Thomas Peisel, the co-author of A Field Guide to Lucid Dreaming, put it in the simplest terms for me: “Lucid dreaming is a dream in which you know you’re dreaming.” Lucid dreaming teacher Charlie Morley further explains that “once you become conscious within a dream, you can interact with and direct it at will.”
But unlike a daydream, lucid dreaming happens when you're actually asleep. Moreover, it isn’t necessarily about going to sleep with a specific dream in mind, though you can work up to that. Rather, it’s recognizing when you're in a dream and taking the reins from there—with lots of mental, physical, and spiritual benefits promised as a result.
Keep reading for the 101 on lucid dreaming and what happened when I tried it.
Step 1: Set the intention to have a lucid dream
Since lucid dreaming is so dependent on focus, I started taking Rise Nootropics to make my brain sharp throughout the day in order to have it clear and open at night. I also took tips from Peisel and Morley on getting into the lucid dreaming mindset and understanding the practice better. Peisel suggests taking a bath or shower before bed in order to feel cleansed from the day. Morley notes that things like meditation can really help.
I admit, I’m a total Netflix-before-bed junkie, which I know is a bad sleep habit for a plethora of reasons—and it's certainly not recommended if you're attempting lucid dreaming. So for my first night, I shut down my laptop for good long before bed and tried to clear my mind. Nada. If I did dream, I wasn’t in a lucid state.
Peisel reminded me that it's not just going to bed thinking, Okay, now go lucid dream. You have to incorporate this intention into the day. As Peisel puts it, “You know when you’re at work and you think, I have to get milk after work. You plant the seed. So when you’re walking to your car at the end of the day, you remember, Go get the milk.” So I tried to be more aware of myself and my surroundings throughout my waking hours, as well as things that might affect my sleep quality, like my breathing and how much water I was drinking.
Step 2: Keep trying—the benefits are worth it
On the third night of attempts, I was dreaming that I was walking through a field on a very hot summer day. (I’m writing this in the midst of a never-ending winter, so I’m not terribly surprised that my brain was like, Please go somewhere warm.) It was a field I used to walk through to get back home from my elementary school. I haven’t walked through that field in about 25 years.

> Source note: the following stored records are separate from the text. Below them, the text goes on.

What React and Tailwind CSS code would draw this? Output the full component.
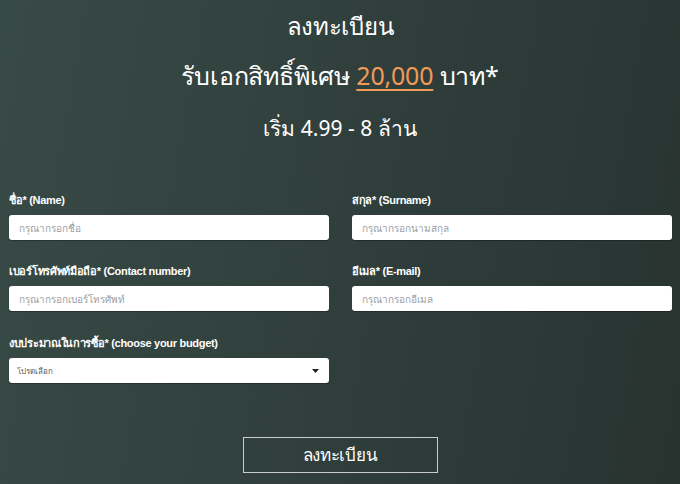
import React from "react";

const labelCls =
  "text-[11px] font-bold text-white leading-[14px] h-[14px] mb-[8px] tracking-[-0.3px] whitespace-nowrap";
const labelFont = { fontFamily: '"Liberation Sans", "Noto Sans", sans-serif' };

function Field({ label, placeholder }) {
  return (
    <div className="flex flex-col">
      <label className={labelCls} style={labelFont}>{label}</label>
      <input
        className="h-[25px] w-full rounded-[3px] bg-white px-[10px] text-[10px] text-gray-700 placeholder:text-[#9aa0a6] outline-none shadow-[0_1px_1px_rgba(0,0,0,0.3)]"
        placeholder={placeholder}
      />
    </div>
  );
}

export default function App() {
  return (
    <div
      className="w-[680px] h-[484px] overflow-hidden bg-[linear-gradient(100deg,#384a46_0%,#303f3c_50%,#283330_100%)] text-white"
      style={{ fontFamily: '"Noto Sans", "Liberation Sans", sans-serif' }}
    >
      <div className="flex flex-col items-center pt-[9px]">
        <h1 className="text-[24px] leading-[34px] font-normal tracking-[-0.3px]">ลงทะเบียน</h1>
        <h2 className="mt-[15px] text-[25px] leading-[34px] font-normal tracking-[-0.2px]">
          รับเอกสิทธิ์พิเศษ{" "}
          <span className="text-[#ef9a58] underline decoration-[2px] underline-offset-[4px]">20,000</span>{" "}
          บาท*
        </h2>
        <p className="mt-[21px] text-[21px] leading-[30px]">เริ่ม 4.99 - 8 ล้าน</p>
      </div>
      <div className="mt-[50px] pl-[9px] pr-[8px] grid grid-cols-2 gap-x-[23px] gap-y-[24px]">
        <Field label="ชื่อ* (Name)" placeholder="กรุณากรอกชื่อ" />
        <Field label="สกุล* (Surname)" placeholder="กรุณากรอกนามสกุล" />
        <Field label="เบอร์โทรศัพท์มือถือ* (Contact number)" placeholder="กรุณากรอกเบอร์โทรศัพท์" />
        <Field label="อีเมล* (E-mail)" placeholder="กรุณากรอกอีเมล" />
        <div className="flex flex-col pt-[1px]">
          <label className={labelCls} style={labelFont}>
            งบประมาณในการซื้อ* (choose your budget)
          </label>
          <div className="h-[25px] w-full rounded-[3px] bg-white pl-[8px] pr-[10px] flex items-center justify-between shadow-[0_1px_1px_rgba(0,0,0,0.3)]">
            <span className="text-[8px] text-[#555]">โปรดเลือก</span>
            <svg width="7" height="4" viewBox="0 0 7 4">
              <path d="M0 0 L7 0 L3.5 4 Z" fill="#222" />
            </svg>
          </div>
        </div>
        <div />
      </div>
      <div className="flex justify-center mt-[54px]">
        <button className="w-[195px] h-[36px] border-[1.5px] border-[#c8cccb] text-[17px] tracking-[-0.3px] text-white flex items-center justify-center">
          ลงทะเบียน
        </button>
      </div>
    </div>
  );
}
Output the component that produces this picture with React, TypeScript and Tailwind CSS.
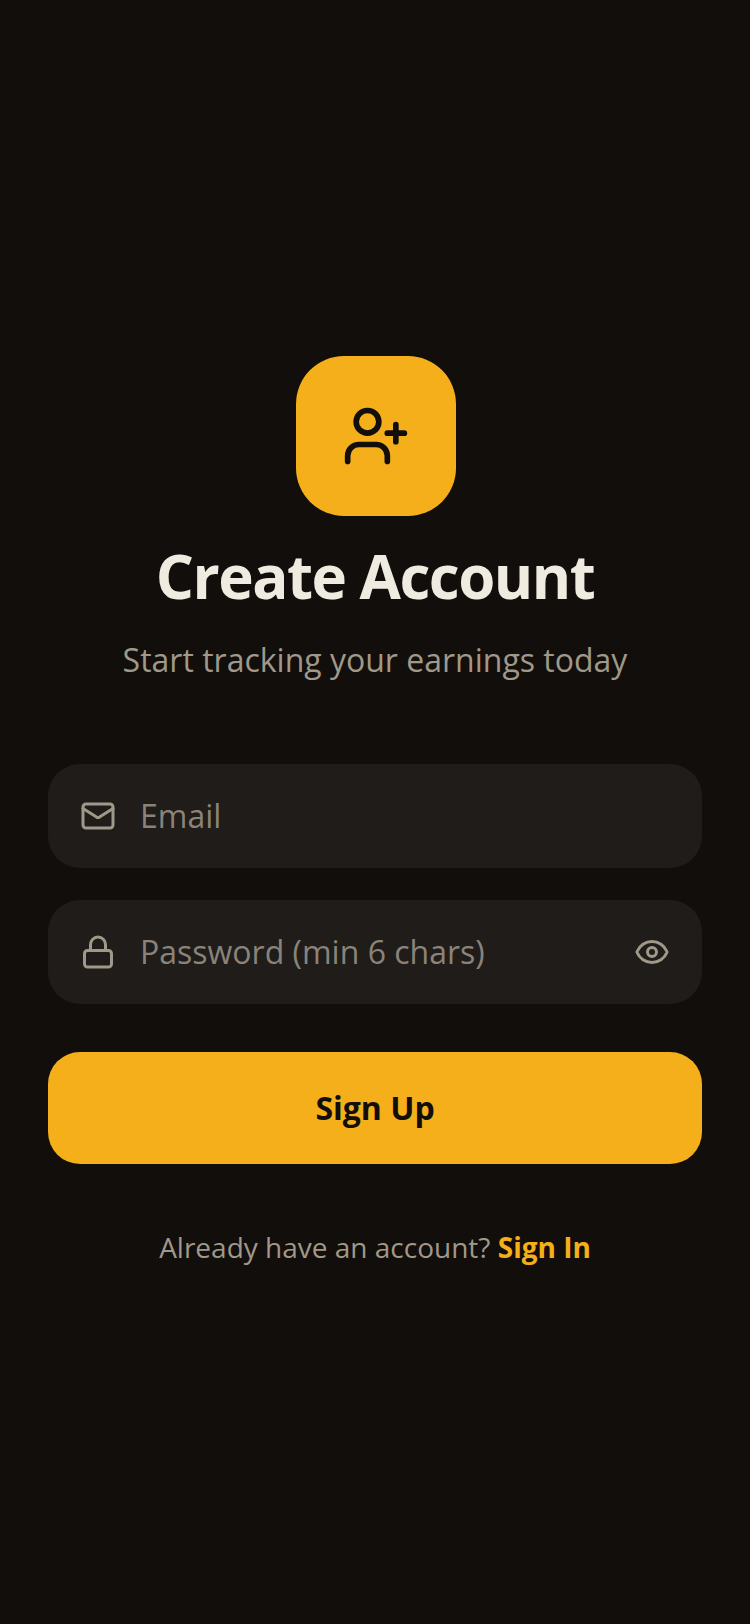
import { Eye, Lock, Mail, UserPlus } from "lucide-react";

export default function App() {
  return (
    <div className="min-h-[1624px] w-full bg-[#110e0c] flex flex-col justify-center px-12 font-['Open_Sans',sans-serif]">
      <div className="flex flex-col items-center">
        <div className="ml-0.5 w-40 h-40 rounded-[48px] bg-[#f4af1a] flex items-center justify-center">
          <UserPlus className="w-[68px] h-[68px] text-[#110e0c]" strokeWidth={2} />
        </div>
        <h1 className="mt-6 text-[60px] leading-[72px] font-bold tracking-[-1.5px] text-[#f0ebe0]">Create Account</h1>
        <p className="mt-6 text-[32px] leading-[48px] text-[#a09889]">Start tracking your earnings today</p>
      </div>

      <div className="mt-20 flex flex-col">
        {/* email */}
        <div className="h-[104px] rounded-[32px] bg-[#1f1c1a] flex items-center px-8 gap-6">
          <Mail className="w-9 h-9 text-[#a09889]" strokeWidth={2} />
          <span className="text-[32px] text-[#8a8379]">Email</span>
        </div>

        {/* password */}
        <div className="mt-8 h-[104px] rounded-[32px] bg-[#1f1c1a] flex items-center px-8 gap-6">
          <Lock className="w-9 h-9 text-[#a09889]" strokeWidth={2} />
          <span className="flex-1 text-[32px] text-[#8a8379]">Password (min 6 chars)</span>
          <Eye className="w-9 h-9 text-[#a09889]" strokeWidth={2} />
        </div>

        <button className="mt-12 h-28 rounded-[32px] bg-[#f4af1a] text-[#110e0c] text-[32px] font-bold">Sign Up</button>
      </div>

      <div className="mt-[63px] mb-px text-center text-[28px] leading-10 text-[#a09889]">
        Already have an account? <span className="font-bold text-[#f4af1a]">Sign In</span>
      </div>
    </div>
  );
}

But just as quickly as I realized I was dreaming, I got too excited and woke myself out of it. Even so, I saw what these guys had been talking about: You drift into sleep, let your brain get free, realize you’re in a dream, and go from there. I just had to get the hang of the go-from-there part. As Morley reassured me, the time it takes for this to happen varies from person to person. While some people can pick it up after a few tries, others take “anywhere from weeks to months to stabilize the practice.”

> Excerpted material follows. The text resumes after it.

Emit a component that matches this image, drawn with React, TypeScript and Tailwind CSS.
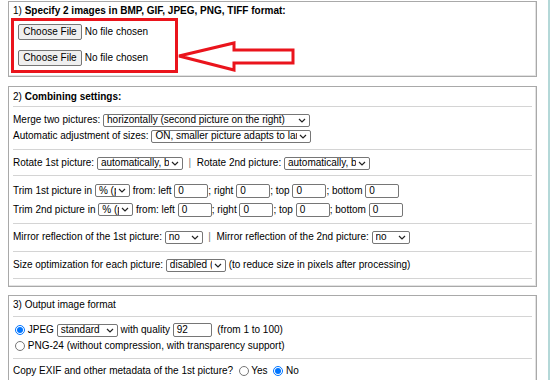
import type { ReactNode } from "react";

function Chevron() {
  return (
    <span className="w-[12px] h-full flex items-center justify-center shrink-0">
      <svg width="8" height="5" viewBox="0 0 8 5">
        <path d="M1 1 L4 4 L7 1" fill="none" stroke="#222" strokeWidth="1.2" />
      </svg>
    </span>
  );
}

// fake native select, so the clipped text matches the screenshot
function Select({ value, w }: { value: string; w: string }) {
  return (
    <span
      className={`${w} h-[13px] inline-flex items-center border border-[#767676] rounded-[2px] bg-white pl-[3px] pr-[1px] overflow-hidden`}
    >
      <span className="flex-1 overflow-hidden whitespace-nowrap">{value}</span>
      <Chevron />
    </span>
  );
}

function Field({ value, w = "w-[34px]" }: { value: string; w?: string }) {
  return (
    <span className={`${w} h-[14px] inline-flex items-center border border-[#767676] rounded-[2px] bg-white pl-[3px]`}>
      {value}
    </span>
  );
}

function Radio({ checked }: { checked?: boolean }) {
  if (checked) {
    return (
      <span className="w-[10px] h-[10px] rounded-full border border-[#0075ff] bg-white inline-flex items-center justify-center shrink-0">
        <span className="w-[6px] h-[6px] rounded-full bg-[#0075ff]" />
      </span>
    );
  }
  return <span className="w-[10px] h-[10px] rounded-full border border-[#767676] bg-white inline-block shrink-0" />;
}

function Row({ children, h = "h-[16px]" }: { children: ReactNode; h?: string }) {
  return <div className={`flex items-center whitespace-pre ${h}`}>{children}</div>;
}

function Hr() {
  return <div className="h-px bg-[#d4d4d4]" />;
}

function FileRow() {
  return (
    <div className="flex items-center h-[16px] whitespace-pre">
      <span className="w-[64px] h-[16px] inline-flex items-center justify-center bg-[#efefef] border border-[#767676] rounded-[2px]">
        Choose File
      </span>
      <span> No file chosen</span>
    </div>
  );
}

export default function App() {
  const box = "border border-[#a9a9a9] shadow-[inset_-1px_-1px_0_#e2e2e2] bg-white px-[4px]";

  return (
    <div className="w-[552px] h-[380px] overflow-hidden bg-white flex text-[10px] leading-[12px] text-black font-['Liberation_Sans',Arial,sans-serif]">
      <div className="w-[548px] shrink-0 pl-[8px] pr-[11px]">
        {/* 1) files */}
        <div className={`${box} mt-[1px] h-[76px] pt-[2px] relative`}>
          <div className="h-[14px] flex items-center whitespace-pre">
            1) <b>Specify 2 images in BMP, GIF, JPEG, PNG, TIFF format:</b>
          </div>
          <div className="flex flex-col gap-[10px] mt-[6px] ml-[5px]">
            <FileRow />
            <FileRow />
          </div>
          {/* annotation drawn over the form */}
          <div className="absolute left-[2px] top-[16px] w-[167px] h-[55px] border-[3px] border-[#ea141c]" />
          <svg className="absolute left-[160px] top-[30px]" width="140" height="44" viewBox="160 30 140 44">
            <path
              d="M170 54 L225 41 L225 48 L284 48 L284 61 L225 61 L225 68 Z"
              fill="none"
              stroke="#ea141c"
              strokeWidth="3"
              strokeLinejoin="miter"
            />
          </svg>
        </div>

        {/* 2) combining */}
        <div className={`${box} mt-[9px] h-[201px] pt-[3px]`}>
          <div className="h-[14px] flex items-center whitespace-pre">
            2) <b>Combining settings:</b>
          </div>
          <div className="mt-[2px]"><Hr /></div>
          <div className="mt-[5px]">
            <Row>
              Merge two pictures: <Select w="w-[207px]" value="horizontally (second picture on the right)" />
            </Row>
            <Row>
              Automatic adjustment of sizes: <Select w="w-[160px]" value="ON, smaller picture adapts to larger" />
            </Row>
          </div>
          <div className="mt-[5px]"><Hr /></div>
          <div className="mt-[5px]">
            <Row>
              Rotate 1st picture: <Select w="w-[86px]" value="automatically, by EXIF" />
              <span className="text-[#777]">  |  </span>
              Rotate 2nd picture: <Select w="w-[86px]" value="automatically, by EXIF" />
            </Row>
          </div>
          <div className="mt-[4px]"><Hr /></div>
          <div className="mt-[5px]">
            <Row h="h-[19px]">
              Trim 1st picture in <Select w="w-[35px]" value="% (percent)" /> from: left <Field value="0" />; right{" "}
              <Field value="0" />; top <Field value="0" />; bottom <Field value="0" />
            </Row>
            <Row h="h-[19px]">
              Trim 2nd picture in <Select w="w-[35px]" value="% (percent)" /> from: left <Field value="0" />; right{" "}
              <Field value="0" />; top <Field value="0" />; bottom <Field value="0" />
            </Row>
          </div>
          <div className="mt-[4px]"><Hr /></div>
          <div className="mt-[5px]">
            <Row>
              Mirror reflection of the 1st picture: <Select w="w-[38px]" value="no" />
              <span className="text-[#777]">  |  </span>
              Mirror reflection of the 2nd picture: <Select w="w-[38px]" value="no" />
            </Row>
          </div>
          <div className="mt-[6px]"><Hr /></div>
          <div className="mt-[5px]">
            <Row>
              Size optimization for each picture: <Select w="w-[60px]" value="disabled (no optimization)" /> (to reduce size in pixels after processing)
            </Row>
          </div>
          <div className="mt-[5px]"><Hr /></div>
        </div>

        {/* 3) output format */}
        <div className={`${box} mt-[8px] h-[120px] pt-[2px]`}>
          <div className="h-[14px] flex items-center whitespace-pre">3) Output image format</div>
          <div className="mt-[4px]"><Hr /></div>
          <div className="mt-[5px] pl-[2px]">
            <Row>
              <Radio checked /> JPEG <Select w="w-[61px]" value="standard" /> with quality <Field value="92" w="w-[39px]" />  (from 1 to 100)
            </Row>
            <Row>
              <Radio /> PNG-24 (without compression, with transparency support)
            </Row>
          </div>
          <div className="mt-[4px]"><Hr /></div>
          <div className="mt-[4px]">
            <Row>
              Copy EXIF and other metadata of the 1st picture?  <Radio /> Yes  <Radio checked /> No
            </Row>
          </div>
        </div>
      </div>
      <div className="w-[2px] bg-[#b4d8d8] shrink-0" />
    </div>
  );
}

Still, I was determined to keep trying, especially when these guys kept telling me what the benefits of lucid dreaming could be. Stating more than once that lucid dreaming had changed his life, Peisel told me that it allows your mind to take you to incredible places. Want to fly? You can do that. Want to make amends with an estranged family member with whom you never got closure? You can achieve that.
Lucid dreaming, he explained, can also challenge you to take on darker parts of your psyche. “Those parts of yourself that are repressed or show themselves as an obstacle or a nightmare… lucidity allows you to face them with poise.”

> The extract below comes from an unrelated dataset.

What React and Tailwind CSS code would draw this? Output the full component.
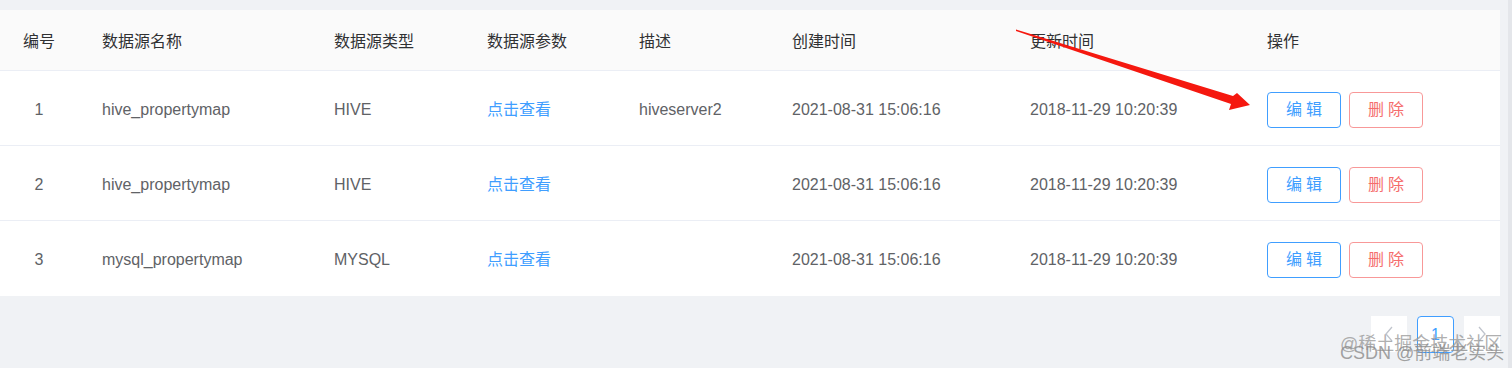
import React from 'react';

const columns = ['编号', '数据源名称', '数据源类型', '数据源参数', '描述', '创建时间', '更新时间', '操作'];

const rows = [
  { id: 1, name: 'hive_propertymap', type: 'HIVE', desc: 'hiveserver2' },
  { id: 2, name: 'hive_propertymap', type: 'HIVE', desc: '' },
  { id: 3, name: 'mysql_propertymap', type: 'MYSQL', desc: '' },
];

const grid = 'grid grid-cols-[78px_232px_153px_152px_153px_238px_237px_257px] items-center';

const Arrow = () => (
  <svg className="absolute left-0 top-0 pointer-events-none" width="1512" height="368">
    <polygon
      fill="#f5180f"
      points="1016,29.5 1233,96 1237,93 1250,105 1229,110 1231,104 1016,31"
    />
  </svg>
);

const App = () => {
  return (
    <div
      className="relative w-[1512px] h-[368px] bg-[#f0f2f5] overflow-hidden pt-[10px]"
      style={{ fontFamily: '"Liberation Sans", "Noto Sans CJK SC", sans-serif' }}
    >
      <div className="w-[1500px] bg-white">
        <div className={`${grid} h-[61px] pt-[3px] bg-[#fafafa] border-b border-[#ebeef5] text-[16px] text-[#303133]`}>
          {columns.map((c, i) => (
            <div key={c} className={i === 0 ? 'text-center' : 'pl-6'}>{c}</div>
          ))}
        </div>
        {rows.map((r, idx) => (
          <div
            key={r.id}
            className={`${grid} h-[75px] pt-[3px] text-[16px] text-[#606266] ${idx < rows.length - 1 ? 'border-b border-[#ebeef5]' : ''}`}
          >
            <div className="text-center">{r.id}</div>
            <div className="pl-6">{r.name}</div>
            <div className="pl-6">{r.type}</div>
            <div className="pl-6 text-[#409eff]">点击查看</div>
            <div className="pl-6">{r.desc}</div>
            <div className="pl-6">2021-08-31 15:06:16</div>
            <div className="pl-6">2018-11-29 10:20:39</div>
            <div className="pl-6 flex gap-2">
              <button className="w-[74px] h-[36px] rounded border border-[#409eff] bg-white text-[#409eff] tracking-[4px] pl-1">
                编辑
              </button>
              <button className="w-[74px] h-[36px] rounded border border-[#f89898] bg-white text-[#f56c6c] tracking-[4px] pl-1">
                删除
              </button>
            </div>
          </div>
        ))}
      </div>

      <div className="flex justify-end gap-[10px] w-[1500px] mt-5">
        <button className="w-[36px] h-[36px] bg-white text-[#c0c4cc] flex items-center justify-center">
          <svg width="10" height="16" viewBox="0 0 10 16" fill="none" stroke="currentColor" strokeWidth="1.3">
            <path d="M8 1 L2 8 L8 15" />
          </svg>
        </button>
        <button className="w-[37px] h-[37px] bg-white border border-[#409eff] rounded-sm text-[16px] text-[#409eff]">1</button>
        <button className="w-[36px] h-[36px] bg-white text-[#c0c4cc] flex items-center justify-center">
          <svg width="10" height="16" viewBox="0 0 10 16" fill="none" stroke="currentColor" strokeWidth="1.3">
            <path d="M2 1 L8 8 L2 15" />
          </svg>
        </button>
      </div>

      <div className="absolute right-0 top-0 w-[4px] h-full bg-[#e4e6ea]" />

      <div className="absolute left-[1340px] top-[335px] text-[18px] leading-none text-[#9a9a9a]/80 whitespace-nowrap">
        @稀土掘金技术社区
      </div>
      <div className="absolute left-[1340px] top-[344px] text-[18px] leading-none text-[#8a8a8a]/80 whitespace-nowrap">
        CSDN @前端老实头
      </div>

      <Arrow />
    </div>
  );
};

export default App;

“Once you become conscious within your unconscious mind, you can make lasting changes to your body and mind while you sleep,” Morley echoed. Some of the benefits he's seen are psychological healing, physical healing, spirituality, enhanced learning and access to past memories, heightened creativity, and an overall happier waking life, too.
Step 3: Stay focused
I was determined to get back to that field where I could smell freshly cut summer grass—or at least back into a dream state in which I was able to go on a self-guided adventure with my mind. My problem was that I kept trying to put myself in a certain time or place. That's definitely part of the lucid dreaming technique, but as Peisel explained to me, it's a pretty advanced one.
In order to get there, he suggested I start keeping a dream journal to find common themes, and then pay attention to those things in my waking life. For instance, Peisel shared that the ocean and dogs are a constant in his dreams, so whenever he sees dogs in his daily life, he’ll ask, Am I dreaming? That way, when he is in a dream and that answer is yes, he can be part of the dream.
By the fifth night of trying I found myself walking at dusk on a boardwalk of sorts, surrounded by lots of swaying palm trees. As I realized I was starting to dream, I asked myself, Hey wouldn’t this dream be more interesting if you ran into your ex right now? But just as quickly as I started to direct my dream, I would lose focus. (Why do exes have to make everything so complicated?)
“It’s easy to lose awareness and fall back into a regular dream,” Peisel assured me. “You have to focus your mind.” Admittedly, as someone with major anxiety and depression, it’s not the easiest task for me. Basically, to achieve lucid dreaming, you build a muscle memory that allows you to enjoy the process and be an active participant.
Sadly, after a few nights of trying I would just reach the edge of a dream, or at least the awareness of one, but I could never really stay there. It’s possible I’m too much in my own head—or that I’m drinking caffeine too late in the day to get a proper night’s sleep—but either way, it looks like I need more than a week to get there.
Even though I didn’t achieve the same level of lucid dream states as pros like Peisel and Morley, their enthusiasm will inspire me to keep trying. “Lucid dreaming is access to a rich, inner world where you can explore your psyche and heal,” Peisel says. It’s not about changing the dream—it’s about changing yourself.